Task description> Copy all lines in which the word "screenshot" can be found.

Data supplied>
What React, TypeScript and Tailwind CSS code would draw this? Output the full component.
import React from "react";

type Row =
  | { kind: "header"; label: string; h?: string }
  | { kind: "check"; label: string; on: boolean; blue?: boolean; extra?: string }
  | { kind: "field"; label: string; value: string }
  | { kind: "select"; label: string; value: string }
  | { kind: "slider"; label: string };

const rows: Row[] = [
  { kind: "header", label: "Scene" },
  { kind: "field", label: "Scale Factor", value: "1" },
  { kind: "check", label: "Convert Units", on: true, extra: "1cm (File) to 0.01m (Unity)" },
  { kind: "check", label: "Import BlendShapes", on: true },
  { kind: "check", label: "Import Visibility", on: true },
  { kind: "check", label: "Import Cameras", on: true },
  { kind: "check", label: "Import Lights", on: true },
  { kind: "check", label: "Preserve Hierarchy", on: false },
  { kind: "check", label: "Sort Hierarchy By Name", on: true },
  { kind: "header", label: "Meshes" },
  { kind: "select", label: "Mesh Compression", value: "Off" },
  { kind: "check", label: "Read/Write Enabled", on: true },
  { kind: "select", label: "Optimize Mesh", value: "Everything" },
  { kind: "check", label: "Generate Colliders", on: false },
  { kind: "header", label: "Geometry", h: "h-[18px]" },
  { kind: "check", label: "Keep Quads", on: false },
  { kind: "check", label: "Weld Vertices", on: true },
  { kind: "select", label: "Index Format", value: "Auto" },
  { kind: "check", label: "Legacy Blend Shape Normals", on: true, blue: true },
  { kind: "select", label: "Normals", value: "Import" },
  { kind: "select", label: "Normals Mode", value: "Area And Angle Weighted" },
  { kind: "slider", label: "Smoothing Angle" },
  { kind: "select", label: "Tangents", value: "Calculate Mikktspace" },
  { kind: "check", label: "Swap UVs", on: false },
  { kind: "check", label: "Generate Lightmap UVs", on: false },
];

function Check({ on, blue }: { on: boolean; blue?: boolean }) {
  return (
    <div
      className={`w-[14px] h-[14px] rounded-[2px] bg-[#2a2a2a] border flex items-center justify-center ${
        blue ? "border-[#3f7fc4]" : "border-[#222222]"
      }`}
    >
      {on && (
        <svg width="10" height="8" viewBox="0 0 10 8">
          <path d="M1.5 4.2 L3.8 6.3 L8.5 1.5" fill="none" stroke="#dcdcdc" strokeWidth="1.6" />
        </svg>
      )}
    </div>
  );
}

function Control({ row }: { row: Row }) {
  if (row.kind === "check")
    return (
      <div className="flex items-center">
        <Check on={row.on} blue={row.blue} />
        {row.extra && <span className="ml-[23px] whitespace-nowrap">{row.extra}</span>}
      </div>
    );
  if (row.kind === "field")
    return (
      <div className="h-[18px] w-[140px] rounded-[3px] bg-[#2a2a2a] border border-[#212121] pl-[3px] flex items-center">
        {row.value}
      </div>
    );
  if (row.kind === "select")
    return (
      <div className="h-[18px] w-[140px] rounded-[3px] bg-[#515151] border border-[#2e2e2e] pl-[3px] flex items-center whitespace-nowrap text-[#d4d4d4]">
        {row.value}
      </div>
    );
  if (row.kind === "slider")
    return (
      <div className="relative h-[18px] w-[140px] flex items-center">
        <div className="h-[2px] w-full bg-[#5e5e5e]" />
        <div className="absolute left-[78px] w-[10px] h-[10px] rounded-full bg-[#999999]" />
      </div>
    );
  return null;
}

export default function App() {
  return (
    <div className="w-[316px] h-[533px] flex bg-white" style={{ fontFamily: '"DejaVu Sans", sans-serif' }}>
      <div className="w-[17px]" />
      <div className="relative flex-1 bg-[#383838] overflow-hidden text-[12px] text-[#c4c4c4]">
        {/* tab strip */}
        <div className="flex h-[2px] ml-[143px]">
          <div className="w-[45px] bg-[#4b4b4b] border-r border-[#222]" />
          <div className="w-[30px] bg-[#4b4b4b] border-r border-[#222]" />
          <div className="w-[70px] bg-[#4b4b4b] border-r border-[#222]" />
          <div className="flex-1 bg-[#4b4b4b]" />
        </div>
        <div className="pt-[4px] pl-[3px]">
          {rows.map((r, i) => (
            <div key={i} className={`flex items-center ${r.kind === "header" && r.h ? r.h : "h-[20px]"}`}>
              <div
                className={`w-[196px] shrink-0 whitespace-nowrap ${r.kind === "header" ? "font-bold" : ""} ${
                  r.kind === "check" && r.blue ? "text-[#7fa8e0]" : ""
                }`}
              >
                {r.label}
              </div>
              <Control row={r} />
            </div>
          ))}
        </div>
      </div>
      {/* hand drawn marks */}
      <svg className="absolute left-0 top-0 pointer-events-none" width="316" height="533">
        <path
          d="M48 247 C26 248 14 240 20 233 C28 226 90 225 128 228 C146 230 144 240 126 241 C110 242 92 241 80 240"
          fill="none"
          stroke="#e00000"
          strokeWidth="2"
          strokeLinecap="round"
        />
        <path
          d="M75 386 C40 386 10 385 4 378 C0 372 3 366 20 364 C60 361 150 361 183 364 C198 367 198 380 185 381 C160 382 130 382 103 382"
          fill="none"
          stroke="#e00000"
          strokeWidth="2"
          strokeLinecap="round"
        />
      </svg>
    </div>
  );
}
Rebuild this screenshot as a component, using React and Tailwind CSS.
==
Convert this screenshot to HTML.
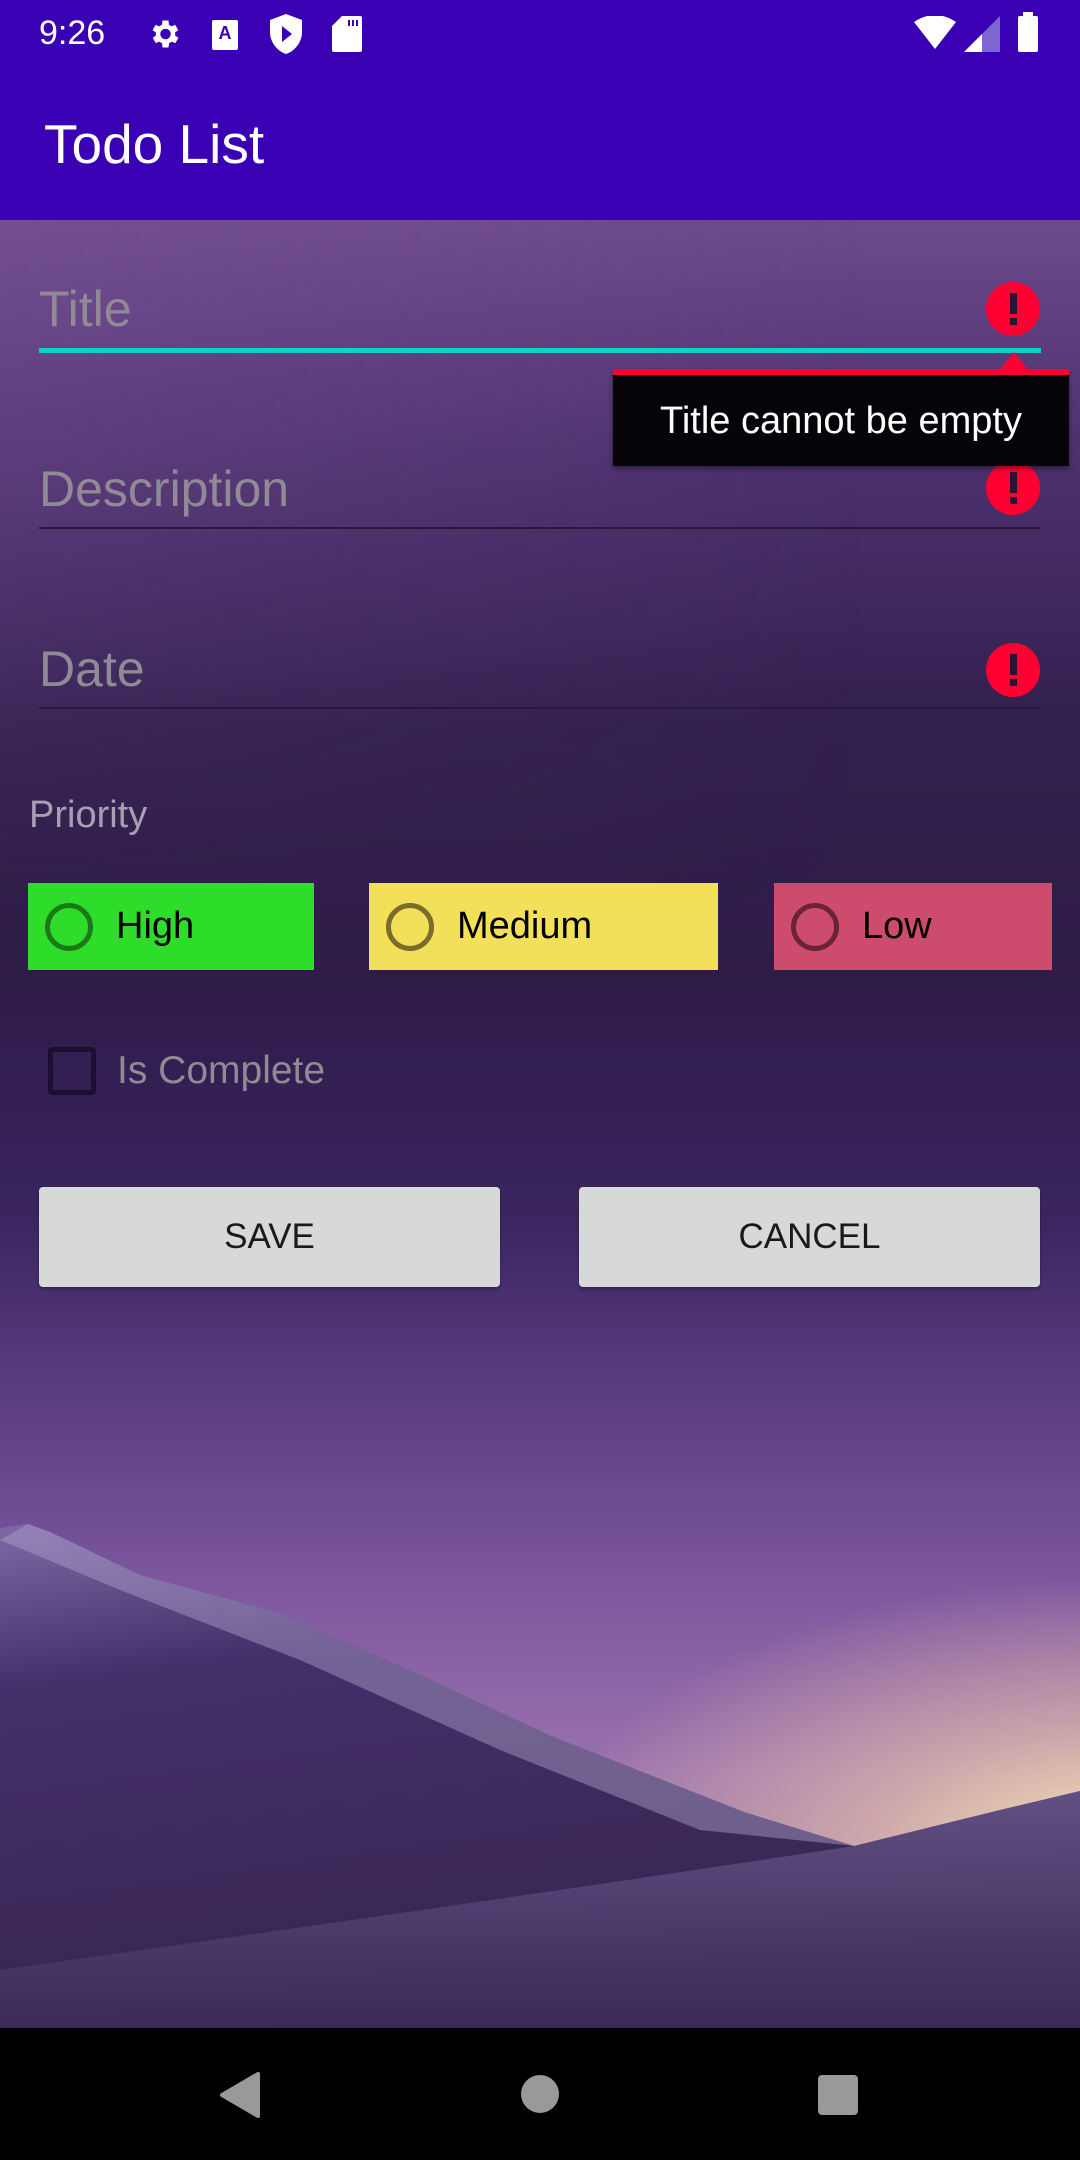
* * *
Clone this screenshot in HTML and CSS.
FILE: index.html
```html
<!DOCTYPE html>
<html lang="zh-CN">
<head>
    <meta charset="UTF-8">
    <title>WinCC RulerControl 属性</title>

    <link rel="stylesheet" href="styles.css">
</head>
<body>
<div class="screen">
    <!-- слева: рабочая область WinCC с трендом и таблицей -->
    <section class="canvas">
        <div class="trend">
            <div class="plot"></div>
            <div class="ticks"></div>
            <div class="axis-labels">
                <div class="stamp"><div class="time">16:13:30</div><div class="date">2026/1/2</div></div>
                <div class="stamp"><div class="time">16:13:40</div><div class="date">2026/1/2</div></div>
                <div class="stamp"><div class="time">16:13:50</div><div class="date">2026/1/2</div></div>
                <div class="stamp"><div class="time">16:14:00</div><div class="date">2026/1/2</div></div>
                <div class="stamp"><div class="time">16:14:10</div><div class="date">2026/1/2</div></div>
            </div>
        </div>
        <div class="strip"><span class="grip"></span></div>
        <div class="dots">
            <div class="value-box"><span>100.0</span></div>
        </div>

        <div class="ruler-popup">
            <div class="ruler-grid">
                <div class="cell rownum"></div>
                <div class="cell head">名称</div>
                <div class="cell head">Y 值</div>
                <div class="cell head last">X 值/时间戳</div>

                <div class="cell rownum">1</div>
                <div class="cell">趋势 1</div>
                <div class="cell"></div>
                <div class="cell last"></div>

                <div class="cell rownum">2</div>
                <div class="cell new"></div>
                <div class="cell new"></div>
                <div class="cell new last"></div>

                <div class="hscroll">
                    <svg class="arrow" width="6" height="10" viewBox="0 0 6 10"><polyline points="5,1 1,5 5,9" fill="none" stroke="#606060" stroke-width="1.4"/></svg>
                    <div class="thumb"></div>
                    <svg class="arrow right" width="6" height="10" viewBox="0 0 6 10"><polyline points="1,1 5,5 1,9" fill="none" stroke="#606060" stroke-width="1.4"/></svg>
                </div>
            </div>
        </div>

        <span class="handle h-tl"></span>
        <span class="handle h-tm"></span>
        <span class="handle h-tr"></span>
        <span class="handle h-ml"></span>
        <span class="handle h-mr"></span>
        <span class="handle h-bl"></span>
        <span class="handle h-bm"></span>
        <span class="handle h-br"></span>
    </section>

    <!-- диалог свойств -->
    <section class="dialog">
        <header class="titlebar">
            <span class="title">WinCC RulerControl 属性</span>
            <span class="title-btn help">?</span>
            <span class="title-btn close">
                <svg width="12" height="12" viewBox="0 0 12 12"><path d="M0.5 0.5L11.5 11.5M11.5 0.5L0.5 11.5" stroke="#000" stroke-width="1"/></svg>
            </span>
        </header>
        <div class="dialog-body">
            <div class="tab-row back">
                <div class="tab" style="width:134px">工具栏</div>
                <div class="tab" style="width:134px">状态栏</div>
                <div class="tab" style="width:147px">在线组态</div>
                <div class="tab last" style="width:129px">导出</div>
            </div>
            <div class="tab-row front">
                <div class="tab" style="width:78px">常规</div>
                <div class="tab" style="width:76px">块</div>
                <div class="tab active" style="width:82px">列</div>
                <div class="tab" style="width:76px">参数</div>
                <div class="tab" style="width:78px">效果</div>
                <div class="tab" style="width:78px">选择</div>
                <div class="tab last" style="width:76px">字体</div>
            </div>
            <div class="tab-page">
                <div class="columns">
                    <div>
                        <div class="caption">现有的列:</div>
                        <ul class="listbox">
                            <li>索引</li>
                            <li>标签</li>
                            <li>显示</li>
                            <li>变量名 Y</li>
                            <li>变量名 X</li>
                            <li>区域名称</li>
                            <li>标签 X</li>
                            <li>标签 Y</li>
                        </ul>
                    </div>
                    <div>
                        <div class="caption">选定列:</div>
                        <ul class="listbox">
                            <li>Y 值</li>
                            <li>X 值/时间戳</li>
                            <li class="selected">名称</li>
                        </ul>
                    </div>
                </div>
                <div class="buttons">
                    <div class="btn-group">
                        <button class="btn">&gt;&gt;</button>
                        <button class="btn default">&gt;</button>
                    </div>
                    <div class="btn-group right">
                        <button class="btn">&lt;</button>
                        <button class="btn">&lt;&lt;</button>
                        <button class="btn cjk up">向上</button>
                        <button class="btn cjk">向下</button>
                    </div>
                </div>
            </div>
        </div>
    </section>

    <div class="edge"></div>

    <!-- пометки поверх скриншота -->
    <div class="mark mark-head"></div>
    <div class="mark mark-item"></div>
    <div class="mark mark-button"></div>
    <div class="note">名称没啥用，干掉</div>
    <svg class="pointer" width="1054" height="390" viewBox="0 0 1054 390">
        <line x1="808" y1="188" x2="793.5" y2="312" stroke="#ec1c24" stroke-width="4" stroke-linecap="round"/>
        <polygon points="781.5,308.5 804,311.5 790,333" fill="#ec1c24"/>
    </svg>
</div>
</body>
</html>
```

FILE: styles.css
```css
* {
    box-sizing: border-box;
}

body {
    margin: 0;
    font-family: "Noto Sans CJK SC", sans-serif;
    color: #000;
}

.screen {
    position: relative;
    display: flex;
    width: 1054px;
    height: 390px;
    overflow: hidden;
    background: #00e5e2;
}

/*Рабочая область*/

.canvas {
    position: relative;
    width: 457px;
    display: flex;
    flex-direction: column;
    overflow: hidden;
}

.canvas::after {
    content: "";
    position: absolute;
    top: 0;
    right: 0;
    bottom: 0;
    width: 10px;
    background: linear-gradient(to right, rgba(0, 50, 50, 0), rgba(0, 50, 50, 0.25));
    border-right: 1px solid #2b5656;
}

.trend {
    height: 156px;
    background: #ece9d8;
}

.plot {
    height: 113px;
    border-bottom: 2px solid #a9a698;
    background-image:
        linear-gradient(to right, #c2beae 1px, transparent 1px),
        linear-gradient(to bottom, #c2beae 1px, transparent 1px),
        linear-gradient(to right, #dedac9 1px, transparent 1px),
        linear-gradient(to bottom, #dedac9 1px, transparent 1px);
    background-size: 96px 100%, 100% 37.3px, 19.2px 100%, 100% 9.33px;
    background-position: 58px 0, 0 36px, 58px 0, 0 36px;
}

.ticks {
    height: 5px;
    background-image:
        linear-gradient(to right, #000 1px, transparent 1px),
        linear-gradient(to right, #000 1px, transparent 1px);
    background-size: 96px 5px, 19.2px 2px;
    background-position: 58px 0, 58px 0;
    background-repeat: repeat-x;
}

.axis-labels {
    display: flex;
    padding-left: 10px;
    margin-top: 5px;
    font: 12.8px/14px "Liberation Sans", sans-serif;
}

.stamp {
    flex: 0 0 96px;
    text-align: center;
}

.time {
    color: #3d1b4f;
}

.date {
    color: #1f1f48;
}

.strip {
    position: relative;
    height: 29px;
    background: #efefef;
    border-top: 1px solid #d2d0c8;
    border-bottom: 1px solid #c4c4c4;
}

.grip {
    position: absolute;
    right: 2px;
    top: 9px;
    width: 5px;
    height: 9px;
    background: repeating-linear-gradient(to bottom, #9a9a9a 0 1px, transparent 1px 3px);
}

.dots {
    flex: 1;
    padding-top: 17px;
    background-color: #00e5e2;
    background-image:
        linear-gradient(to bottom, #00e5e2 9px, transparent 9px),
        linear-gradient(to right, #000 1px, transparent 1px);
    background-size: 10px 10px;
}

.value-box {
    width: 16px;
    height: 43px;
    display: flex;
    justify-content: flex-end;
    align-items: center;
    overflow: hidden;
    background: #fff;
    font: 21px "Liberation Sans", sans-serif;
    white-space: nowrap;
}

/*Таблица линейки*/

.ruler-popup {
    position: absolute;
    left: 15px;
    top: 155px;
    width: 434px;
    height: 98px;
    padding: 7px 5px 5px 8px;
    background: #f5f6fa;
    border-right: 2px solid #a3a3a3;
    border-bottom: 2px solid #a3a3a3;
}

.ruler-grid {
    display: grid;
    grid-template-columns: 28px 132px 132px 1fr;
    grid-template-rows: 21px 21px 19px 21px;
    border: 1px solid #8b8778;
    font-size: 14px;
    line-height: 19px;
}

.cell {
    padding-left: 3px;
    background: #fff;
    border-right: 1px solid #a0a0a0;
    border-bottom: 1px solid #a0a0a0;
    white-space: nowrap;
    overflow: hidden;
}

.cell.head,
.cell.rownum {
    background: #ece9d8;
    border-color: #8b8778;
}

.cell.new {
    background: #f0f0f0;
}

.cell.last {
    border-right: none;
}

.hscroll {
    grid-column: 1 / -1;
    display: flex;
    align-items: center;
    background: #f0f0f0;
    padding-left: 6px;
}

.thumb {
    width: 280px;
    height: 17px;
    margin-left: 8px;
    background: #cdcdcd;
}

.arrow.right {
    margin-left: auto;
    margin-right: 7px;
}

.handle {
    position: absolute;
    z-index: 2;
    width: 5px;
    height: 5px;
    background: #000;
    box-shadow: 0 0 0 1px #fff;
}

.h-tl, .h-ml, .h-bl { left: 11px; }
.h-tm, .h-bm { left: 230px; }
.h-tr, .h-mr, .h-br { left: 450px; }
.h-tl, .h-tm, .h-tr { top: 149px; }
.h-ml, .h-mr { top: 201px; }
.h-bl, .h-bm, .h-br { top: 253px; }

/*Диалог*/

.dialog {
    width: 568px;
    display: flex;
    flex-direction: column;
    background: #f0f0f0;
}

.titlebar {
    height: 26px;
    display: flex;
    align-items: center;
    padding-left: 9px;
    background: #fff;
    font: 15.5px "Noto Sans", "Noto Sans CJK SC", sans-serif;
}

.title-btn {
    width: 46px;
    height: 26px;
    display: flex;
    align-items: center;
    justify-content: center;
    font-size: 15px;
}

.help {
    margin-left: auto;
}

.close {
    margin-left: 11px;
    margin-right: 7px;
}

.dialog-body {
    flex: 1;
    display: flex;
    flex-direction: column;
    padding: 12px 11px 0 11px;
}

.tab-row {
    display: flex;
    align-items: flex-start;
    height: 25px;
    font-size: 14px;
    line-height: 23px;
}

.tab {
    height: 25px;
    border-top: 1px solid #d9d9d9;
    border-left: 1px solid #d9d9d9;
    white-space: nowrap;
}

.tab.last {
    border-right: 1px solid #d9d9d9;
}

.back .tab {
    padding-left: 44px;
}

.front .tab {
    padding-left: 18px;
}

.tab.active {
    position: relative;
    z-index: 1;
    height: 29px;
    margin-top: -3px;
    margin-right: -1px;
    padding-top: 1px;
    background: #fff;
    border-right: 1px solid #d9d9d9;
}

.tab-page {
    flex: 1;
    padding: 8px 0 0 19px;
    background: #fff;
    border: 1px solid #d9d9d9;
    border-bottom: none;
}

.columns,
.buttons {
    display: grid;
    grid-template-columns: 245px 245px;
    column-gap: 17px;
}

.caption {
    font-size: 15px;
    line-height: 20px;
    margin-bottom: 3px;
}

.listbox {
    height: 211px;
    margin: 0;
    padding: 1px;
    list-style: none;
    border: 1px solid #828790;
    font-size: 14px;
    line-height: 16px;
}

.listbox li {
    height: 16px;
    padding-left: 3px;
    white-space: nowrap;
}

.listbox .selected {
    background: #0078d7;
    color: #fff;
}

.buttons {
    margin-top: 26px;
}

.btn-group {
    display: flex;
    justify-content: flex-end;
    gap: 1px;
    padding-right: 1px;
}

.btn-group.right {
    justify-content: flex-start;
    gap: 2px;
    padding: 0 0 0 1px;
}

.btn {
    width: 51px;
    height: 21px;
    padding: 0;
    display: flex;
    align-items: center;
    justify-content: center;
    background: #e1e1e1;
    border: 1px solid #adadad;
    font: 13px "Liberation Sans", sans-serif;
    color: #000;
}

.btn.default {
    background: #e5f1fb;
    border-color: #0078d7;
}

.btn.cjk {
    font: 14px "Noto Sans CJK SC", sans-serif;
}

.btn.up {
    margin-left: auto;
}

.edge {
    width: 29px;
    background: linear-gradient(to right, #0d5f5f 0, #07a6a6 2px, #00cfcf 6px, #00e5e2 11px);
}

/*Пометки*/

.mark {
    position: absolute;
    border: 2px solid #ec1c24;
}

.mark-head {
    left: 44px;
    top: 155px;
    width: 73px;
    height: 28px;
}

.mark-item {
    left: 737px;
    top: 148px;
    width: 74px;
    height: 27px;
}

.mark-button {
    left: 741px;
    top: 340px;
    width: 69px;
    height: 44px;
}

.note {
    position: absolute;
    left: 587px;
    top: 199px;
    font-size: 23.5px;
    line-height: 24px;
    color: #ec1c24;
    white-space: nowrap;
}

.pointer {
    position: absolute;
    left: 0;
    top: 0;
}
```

Answer>
Rebuild this screenshot as a component, using React and Tailwind CSS.
Convert this screenshot to HTML.
Clone this screenshot in HTML and CSS.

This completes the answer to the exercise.